Task statement: Using the listing below, select the lines with the word "table" and copy them.
- - - - - - -
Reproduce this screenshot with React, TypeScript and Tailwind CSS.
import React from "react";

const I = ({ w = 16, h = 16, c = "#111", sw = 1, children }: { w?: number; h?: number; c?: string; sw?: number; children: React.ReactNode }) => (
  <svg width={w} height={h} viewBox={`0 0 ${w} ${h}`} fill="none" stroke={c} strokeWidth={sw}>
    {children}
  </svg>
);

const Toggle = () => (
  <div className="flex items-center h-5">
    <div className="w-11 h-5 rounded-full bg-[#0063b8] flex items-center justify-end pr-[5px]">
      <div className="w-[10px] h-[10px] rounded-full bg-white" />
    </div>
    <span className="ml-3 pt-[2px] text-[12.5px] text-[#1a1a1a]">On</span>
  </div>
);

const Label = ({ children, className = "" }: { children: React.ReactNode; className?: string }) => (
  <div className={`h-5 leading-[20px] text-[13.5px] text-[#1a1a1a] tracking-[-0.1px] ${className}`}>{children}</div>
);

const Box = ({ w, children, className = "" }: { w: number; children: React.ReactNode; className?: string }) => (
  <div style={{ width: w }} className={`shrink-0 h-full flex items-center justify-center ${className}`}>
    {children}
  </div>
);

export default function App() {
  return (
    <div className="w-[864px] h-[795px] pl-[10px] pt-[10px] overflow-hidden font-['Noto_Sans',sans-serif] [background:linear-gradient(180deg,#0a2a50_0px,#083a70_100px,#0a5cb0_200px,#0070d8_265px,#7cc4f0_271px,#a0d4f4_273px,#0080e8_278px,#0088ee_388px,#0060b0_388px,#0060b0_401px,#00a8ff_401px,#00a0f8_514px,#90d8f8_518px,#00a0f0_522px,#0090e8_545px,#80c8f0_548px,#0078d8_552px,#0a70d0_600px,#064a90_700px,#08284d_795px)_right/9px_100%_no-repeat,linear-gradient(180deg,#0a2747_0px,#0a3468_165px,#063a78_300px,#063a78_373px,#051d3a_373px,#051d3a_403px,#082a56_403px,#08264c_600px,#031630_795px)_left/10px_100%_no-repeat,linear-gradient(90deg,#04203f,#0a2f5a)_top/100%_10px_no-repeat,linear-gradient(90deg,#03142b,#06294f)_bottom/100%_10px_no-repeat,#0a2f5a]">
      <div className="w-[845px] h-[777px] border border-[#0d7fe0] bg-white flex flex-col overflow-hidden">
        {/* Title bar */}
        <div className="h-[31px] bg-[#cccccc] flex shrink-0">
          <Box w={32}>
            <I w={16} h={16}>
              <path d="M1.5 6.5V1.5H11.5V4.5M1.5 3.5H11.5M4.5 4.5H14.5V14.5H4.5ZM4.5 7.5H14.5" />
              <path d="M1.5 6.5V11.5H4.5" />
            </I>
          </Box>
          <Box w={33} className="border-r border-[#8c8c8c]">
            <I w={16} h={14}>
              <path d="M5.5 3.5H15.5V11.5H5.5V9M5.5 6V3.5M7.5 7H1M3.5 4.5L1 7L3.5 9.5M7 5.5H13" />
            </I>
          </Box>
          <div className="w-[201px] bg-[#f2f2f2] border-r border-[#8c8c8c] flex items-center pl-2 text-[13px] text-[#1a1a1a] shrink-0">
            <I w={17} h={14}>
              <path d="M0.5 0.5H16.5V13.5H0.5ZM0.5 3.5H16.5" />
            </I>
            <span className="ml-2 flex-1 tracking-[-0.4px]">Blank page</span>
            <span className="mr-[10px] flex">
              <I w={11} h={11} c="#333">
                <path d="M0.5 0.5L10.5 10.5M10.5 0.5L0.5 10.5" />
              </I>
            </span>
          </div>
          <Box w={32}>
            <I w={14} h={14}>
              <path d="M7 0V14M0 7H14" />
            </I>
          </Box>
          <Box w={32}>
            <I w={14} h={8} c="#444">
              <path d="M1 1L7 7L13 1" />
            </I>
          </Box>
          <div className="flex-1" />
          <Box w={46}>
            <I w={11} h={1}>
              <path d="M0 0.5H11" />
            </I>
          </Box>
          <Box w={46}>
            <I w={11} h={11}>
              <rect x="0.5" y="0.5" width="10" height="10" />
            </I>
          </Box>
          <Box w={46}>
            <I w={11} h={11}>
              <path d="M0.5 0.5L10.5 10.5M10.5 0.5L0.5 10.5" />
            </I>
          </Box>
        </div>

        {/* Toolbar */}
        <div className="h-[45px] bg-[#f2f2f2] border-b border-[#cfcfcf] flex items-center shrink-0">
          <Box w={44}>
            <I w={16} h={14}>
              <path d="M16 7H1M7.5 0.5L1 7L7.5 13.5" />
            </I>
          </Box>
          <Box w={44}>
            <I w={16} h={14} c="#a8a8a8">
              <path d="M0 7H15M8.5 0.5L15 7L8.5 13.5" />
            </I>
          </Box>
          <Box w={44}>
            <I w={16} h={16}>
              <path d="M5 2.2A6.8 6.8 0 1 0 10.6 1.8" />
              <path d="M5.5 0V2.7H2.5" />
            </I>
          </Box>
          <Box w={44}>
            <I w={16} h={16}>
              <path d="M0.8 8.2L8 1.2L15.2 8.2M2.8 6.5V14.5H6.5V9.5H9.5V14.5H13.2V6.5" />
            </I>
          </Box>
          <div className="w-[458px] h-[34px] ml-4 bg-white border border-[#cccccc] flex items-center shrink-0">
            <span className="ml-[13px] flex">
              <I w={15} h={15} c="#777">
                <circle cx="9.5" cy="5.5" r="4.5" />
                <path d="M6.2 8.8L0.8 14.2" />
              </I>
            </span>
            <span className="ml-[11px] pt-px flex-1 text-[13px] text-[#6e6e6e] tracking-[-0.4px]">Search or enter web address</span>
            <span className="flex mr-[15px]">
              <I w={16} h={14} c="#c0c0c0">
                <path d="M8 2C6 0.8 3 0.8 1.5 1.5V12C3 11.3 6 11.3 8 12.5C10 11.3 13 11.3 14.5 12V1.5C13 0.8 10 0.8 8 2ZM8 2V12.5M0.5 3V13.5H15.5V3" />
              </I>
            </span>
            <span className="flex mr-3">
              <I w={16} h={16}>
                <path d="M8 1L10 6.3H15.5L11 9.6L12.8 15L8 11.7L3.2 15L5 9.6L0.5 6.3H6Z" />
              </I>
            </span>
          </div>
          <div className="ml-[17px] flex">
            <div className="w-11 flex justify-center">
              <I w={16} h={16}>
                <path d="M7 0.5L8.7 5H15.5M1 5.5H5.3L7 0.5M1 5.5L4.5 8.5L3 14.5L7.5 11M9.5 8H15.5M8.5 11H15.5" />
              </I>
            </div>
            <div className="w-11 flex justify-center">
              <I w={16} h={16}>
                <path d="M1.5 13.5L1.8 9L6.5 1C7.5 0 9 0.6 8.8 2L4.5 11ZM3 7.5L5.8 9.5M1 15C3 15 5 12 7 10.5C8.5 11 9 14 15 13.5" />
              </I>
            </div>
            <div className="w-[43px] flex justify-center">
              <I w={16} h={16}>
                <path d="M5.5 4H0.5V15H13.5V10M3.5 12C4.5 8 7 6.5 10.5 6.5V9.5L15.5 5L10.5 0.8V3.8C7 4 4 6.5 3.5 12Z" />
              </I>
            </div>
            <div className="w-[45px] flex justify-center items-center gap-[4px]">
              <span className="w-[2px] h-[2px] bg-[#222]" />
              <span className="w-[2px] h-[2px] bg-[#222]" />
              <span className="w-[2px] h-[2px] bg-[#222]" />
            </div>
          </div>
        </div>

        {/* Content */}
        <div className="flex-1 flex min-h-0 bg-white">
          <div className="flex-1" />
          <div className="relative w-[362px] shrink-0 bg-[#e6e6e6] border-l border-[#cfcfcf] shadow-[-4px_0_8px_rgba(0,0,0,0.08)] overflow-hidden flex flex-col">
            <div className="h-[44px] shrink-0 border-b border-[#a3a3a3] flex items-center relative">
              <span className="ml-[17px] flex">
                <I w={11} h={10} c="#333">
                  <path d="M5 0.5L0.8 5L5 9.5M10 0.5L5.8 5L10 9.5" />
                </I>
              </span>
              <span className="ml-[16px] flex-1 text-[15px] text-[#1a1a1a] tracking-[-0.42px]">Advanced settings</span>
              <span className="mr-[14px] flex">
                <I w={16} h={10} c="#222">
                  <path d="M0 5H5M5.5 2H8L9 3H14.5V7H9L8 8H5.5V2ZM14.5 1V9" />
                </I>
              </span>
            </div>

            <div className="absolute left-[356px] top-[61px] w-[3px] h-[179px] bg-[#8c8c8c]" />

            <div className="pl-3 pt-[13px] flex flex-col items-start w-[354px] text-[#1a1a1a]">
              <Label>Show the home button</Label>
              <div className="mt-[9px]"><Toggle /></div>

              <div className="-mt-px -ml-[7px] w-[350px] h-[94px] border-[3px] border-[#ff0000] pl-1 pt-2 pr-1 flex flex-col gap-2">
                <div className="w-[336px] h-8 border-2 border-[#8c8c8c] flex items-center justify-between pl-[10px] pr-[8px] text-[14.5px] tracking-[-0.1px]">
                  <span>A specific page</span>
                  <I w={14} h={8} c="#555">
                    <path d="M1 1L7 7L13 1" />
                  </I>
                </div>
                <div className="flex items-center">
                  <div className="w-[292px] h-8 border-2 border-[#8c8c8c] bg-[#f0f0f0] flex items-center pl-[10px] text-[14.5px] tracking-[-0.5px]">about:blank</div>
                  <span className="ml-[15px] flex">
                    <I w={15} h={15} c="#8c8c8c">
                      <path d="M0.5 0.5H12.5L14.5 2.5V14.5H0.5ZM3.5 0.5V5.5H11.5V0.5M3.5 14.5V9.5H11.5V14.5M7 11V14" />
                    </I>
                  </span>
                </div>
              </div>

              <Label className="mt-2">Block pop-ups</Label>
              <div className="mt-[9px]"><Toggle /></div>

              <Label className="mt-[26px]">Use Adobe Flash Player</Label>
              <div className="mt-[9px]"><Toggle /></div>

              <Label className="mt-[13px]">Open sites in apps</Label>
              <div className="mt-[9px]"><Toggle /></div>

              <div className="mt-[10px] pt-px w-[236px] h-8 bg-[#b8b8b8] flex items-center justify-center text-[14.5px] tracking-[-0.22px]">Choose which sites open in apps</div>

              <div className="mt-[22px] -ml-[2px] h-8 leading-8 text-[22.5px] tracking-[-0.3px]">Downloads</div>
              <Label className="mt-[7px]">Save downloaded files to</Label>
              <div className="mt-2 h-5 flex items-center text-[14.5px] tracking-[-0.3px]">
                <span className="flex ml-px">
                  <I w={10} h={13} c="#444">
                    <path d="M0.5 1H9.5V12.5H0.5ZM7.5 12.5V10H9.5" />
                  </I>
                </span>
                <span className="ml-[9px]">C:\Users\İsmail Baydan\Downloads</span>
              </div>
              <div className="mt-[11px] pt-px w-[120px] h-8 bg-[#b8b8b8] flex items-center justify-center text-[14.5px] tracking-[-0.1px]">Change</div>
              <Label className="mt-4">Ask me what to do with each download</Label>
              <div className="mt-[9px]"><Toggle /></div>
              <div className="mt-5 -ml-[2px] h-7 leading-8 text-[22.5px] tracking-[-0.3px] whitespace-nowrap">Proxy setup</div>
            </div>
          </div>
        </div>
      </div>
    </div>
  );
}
- - - - - - -
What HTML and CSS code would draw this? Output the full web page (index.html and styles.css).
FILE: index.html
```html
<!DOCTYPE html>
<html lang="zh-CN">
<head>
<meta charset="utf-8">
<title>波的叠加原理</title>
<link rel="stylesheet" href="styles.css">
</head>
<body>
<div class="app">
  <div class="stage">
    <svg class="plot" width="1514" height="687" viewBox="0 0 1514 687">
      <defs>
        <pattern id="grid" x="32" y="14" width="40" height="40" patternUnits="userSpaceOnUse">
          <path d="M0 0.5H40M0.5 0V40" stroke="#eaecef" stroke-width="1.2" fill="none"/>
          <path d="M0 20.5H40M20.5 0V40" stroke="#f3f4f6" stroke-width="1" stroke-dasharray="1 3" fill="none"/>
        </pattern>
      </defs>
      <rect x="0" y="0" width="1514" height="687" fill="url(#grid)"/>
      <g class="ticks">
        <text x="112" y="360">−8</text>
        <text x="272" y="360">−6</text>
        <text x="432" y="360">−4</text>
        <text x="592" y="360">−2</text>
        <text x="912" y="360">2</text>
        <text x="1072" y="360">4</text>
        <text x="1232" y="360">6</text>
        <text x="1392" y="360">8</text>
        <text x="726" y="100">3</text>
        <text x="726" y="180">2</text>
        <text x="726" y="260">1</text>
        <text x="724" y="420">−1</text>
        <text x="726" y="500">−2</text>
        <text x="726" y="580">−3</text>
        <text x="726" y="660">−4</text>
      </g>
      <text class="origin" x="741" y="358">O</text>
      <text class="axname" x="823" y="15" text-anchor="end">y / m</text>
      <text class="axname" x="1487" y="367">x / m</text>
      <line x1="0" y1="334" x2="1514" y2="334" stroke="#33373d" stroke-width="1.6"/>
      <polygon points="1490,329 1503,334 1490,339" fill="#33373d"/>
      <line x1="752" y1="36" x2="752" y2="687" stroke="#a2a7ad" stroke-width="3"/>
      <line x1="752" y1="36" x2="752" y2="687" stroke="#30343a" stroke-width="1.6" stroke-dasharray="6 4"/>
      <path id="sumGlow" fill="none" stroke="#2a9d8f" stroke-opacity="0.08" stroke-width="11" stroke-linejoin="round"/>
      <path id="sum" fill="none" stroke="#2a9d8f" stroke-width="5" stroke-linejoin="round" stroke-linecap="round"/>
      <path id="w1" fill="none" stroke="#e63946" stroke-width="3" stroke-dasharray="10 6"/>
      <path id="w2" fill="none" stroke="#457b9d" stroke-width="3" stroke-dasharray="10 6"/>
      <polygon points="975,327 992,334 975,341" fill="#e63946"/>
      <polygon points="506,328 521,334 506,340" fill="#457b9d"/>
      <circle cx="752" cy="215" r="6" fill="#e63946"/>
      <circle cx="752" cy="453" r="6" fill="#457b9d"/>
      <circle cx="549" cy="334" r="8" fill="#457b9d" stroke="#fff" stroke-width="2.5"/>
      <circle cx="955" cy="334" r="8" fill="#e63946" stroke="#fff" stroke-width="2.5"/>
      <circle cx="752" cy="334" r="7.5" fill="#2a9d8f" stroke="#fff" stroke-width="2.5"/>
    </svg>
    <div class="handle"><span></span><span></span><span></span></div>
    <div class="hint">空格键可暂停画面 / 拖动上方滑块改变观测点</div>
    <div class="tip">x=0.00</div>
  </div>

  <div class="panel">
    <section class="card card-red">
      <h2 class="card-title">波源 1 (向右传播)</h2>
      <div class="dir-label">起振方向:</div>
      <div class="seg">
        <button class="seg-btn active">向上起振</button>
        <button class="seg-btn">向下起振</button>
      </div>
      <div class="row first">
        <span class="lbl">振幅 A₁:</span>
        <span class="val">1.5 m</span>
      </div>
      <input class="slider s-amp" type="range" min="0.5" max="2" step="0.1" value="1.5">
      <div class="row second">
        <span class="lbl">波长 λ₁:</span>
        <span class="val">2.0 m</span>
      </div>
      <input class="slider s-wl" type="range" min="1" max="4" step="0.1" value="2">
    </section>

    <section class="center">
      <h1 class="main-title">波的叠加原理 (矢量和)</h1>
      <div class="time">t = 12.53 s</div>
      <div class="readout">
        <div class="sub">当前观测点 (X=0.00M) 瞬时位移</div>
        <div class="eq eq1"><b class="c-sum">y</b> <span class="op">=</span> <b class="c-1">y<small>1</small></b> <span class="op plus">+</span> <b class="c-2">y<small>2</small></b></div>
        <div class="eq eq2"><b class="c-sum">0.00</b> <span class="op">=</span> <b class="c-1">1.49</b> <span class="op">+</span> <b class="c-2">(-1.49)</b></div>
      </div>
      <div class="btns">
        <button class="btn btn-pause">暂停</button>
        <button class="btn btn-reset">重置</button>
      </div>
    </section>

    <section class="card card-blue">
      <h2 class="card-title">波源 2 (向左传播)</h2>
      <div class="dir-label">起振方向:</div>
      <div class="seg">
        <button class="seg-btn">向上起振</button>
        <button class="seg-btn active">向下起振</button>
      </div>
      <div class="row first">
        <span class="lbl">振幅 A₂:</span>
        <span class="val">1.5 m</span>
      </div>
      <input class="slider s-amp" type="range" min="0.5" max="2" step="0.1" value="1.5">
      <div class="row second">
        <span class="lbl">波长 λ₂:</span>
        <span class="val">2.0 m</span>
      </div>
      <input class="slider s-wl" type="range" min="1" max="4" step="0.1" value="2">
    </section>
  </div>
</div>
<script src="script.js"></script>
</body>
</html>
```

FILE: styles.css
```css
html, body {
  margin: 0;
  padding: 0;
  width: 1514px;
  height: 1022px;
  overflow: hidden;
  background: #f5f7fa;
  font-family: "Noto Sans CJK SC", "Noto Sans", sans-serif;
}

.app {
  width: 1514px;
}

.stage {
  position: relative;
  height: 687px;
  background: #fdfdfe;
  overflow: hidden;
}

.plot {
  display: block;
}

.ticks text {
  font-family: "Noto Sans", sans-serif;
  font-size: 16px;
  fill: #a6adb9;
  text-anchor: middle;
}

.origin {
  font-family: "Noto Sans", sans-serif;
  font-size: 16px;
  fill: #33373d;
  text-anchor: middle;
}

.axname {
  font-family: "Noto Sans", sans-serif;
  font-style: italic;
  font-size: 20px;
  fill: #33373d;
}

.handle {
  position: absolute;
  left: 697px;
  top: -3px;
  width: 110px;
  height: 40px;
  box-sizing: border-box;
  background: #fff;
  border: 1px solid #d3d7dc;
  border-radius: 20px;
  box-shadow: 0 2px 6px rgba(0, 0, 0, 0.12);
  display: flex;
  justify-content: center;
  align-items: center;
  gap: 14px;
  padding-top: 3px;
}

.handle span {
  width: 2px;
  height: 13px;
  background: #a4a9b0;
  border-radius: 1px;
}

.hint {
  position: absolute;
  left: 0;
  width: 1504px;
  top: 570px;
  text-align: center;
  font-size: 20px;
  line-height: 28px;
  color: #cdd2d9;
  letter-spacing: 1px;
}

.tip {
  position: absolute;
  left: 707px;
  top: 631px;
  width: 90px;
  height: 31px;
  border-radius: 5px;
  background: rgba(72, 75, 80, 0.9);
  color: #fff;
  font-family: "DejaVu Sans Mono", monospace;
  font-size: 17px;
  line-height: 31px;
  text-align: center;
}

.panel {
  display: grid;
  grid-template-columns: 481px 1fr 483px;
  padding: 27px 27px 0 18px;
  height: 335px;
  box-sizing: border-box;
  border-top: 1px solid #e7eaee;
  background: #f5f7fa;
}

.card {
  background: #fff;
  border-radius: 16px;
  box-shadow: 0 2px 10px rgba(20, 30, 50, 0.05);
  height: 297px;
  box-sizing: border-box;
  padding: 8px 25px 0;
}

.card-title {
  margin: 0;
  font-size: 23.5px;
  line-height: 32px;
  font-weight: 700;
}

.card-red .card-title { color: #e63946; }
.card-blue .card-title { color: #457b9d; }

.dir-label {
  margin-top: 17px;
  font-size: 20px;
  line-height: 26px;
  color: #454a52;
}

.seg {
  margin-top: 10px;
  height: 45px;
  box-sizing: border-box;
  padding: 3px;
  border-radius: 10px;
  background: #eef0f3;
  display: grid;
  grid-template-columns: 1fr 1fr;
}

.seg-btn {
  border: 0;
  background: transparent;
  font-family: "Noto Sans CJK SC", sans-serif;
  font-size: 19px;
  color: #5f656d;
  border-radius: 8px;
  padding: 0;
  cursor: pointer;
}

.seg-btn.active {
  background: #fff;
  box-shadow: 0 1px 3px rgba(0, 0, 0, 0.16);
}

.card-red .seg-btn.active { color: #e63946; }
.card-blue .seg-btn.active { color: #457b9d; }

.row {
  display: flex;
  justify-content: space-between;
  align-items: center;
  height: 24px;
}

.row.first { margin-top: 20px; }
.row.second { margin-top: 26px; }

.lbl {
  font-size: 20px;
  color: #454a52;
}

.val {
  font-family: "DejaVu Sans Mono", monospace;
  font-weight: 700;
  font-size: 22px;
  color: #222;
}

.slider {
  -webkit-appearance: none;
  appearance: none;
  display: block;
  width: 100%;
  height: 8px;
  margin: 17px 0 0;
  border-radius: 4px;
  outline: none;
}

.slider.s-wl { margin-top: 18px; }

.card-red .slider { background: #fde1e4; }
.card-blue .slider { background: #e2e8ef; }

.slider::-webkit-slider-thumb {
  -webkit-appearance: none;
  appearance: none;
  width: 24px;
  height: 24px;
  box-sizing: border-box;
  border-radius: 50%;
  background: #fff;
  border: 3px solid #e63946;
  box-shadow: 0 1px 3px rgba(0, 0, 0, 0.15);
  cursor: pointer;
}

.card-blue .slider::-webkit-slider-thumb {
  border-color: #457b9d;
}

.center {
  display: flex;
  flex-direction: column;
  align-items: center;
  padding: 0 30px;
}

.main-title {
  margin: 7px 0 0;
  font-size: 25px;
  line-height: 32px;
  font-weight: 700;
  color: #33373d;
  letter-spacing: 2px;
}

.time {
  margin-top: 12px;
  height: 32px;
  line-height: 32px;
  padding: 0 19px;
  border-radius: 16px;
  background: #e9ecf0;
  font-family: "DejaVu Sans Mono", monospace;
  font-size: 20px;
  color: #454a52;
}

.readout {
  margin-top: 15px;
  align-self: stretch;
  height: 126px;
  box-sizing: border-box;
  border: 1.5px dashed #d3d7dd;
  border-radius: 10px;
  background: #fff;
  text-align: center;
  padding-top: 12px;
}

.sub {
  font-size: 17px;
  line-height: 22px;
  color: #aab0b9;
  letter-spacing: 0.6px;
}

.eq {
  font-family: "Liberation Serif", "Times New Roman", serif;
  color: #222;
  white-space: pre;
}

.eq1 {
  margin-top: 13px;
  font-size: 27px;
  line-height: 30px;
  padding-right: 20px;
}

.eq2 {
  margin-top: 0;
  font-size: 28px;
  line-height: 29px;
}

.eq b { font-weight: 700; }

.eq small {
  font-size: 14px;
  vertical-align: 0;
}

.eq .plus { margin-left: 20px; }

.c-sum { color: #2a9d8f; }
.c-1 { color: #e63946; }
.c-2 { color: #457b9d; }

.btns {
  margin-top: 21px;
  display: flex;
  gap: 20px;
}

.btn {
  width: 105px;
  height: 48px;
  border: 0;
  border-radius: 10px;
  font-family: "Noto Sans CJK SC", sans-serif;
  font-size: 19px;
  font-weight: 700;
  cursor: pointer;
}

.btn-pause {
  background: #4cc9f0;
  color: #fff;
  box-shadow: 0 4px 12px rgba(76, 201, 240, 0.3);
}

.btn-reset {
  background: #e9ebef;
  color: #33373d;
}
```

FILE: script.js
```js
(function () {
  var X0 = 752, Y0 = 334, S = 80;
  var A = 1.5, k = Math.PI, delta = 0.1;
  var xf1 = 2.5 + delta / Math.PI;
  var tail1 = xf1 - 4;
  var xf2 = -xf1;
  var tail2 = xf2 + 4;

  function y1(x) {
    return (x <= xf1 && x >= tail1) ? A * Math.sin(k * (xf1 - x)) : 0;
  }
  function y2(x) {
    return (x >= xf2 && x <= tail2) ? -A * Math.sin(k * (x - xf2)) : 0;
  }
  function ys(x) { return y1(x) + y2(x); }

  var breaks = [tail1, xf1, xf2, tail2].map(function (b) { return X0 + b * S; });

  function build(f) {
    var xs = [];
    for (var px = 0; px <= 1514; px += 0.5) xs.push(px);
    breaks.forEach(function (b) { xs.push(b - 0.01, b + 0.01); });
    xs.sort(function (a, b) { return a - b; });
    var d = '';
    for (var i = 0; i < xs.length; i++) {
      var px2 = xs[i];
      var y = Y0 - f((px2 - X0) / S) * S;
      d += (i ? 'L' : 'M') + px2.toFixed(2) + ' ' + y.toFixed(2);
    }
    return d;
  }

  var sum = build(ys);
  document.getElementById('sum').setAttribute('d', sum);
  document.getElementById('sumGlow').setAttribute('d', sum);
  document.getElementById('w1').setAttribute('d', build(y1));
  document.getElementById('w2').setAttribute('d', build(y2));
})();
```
- - - - - - -
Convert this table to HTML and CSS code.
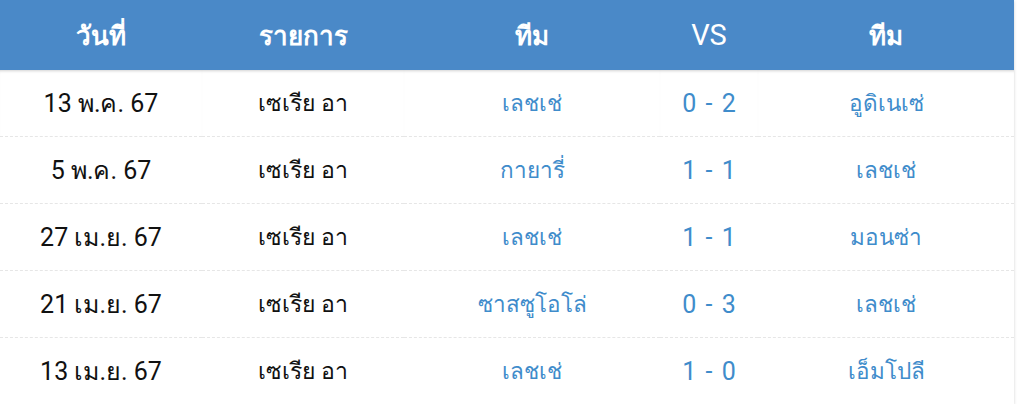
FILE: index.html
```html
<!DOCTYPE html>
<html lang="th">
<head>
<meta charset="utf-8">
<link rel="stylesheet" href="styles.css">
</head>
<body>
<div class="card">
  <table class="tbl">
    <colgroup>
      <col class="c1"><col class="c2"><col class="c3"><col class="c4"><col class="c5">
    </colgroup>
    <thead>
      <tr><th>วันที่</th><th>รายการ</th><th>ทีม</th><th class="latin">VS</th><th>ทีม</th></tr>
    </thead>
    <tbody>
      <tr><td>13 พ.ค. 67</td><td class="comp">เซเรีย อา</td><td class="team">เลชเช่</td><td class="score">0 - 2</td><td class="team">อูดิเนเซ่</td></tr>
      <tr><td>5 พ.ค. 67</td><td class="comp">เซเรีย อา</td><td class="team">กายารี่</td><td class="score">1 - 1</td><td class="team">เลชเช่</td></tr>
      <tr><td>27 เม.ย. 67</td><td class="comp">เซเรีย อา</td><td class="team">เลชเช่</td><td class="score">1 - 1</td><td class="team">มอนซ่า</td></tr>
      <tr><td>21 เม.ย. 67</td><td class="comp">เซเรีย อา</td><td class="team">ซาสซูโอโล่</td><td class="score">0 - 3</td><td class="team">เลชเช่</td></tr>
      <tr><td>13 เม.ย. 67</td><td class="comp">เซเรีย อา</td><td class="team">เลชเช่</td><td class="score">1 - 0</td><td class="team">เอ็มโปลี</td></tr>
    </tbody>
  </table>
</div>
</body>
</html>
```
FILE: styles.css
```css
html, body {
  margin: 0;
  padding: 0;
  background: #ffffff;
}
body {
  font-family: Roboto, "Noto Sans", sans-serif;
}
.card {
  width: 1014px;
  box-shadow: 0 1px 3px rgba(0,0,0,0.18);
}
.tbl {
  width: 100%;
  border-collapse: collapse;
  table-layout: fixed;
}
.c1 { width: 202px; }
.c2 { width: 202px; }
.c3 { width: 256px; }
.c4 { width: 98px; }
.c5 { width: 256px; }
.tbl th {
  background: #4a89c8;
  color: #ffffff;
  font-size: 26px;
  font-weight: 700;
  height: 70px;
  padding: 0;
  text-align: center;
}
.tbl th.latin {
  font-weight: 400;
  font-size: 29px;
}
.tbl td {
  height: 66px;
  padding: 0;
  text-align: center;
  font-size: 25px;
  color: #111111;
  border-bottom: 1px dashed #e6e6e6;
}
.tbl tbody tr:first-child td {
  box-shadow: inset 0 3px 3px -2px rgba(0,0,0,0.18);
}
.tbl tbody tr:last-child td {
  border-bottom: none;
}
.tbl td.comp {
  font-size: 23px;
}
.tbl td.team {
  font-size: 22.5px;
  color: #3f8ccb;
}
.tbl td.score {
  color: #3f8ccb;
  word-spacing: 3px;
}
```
- - - - - - -
Response:
Convert this table to HTML and CSS code.
  <table class="tbl">
  </table>
  table-layout: fixed;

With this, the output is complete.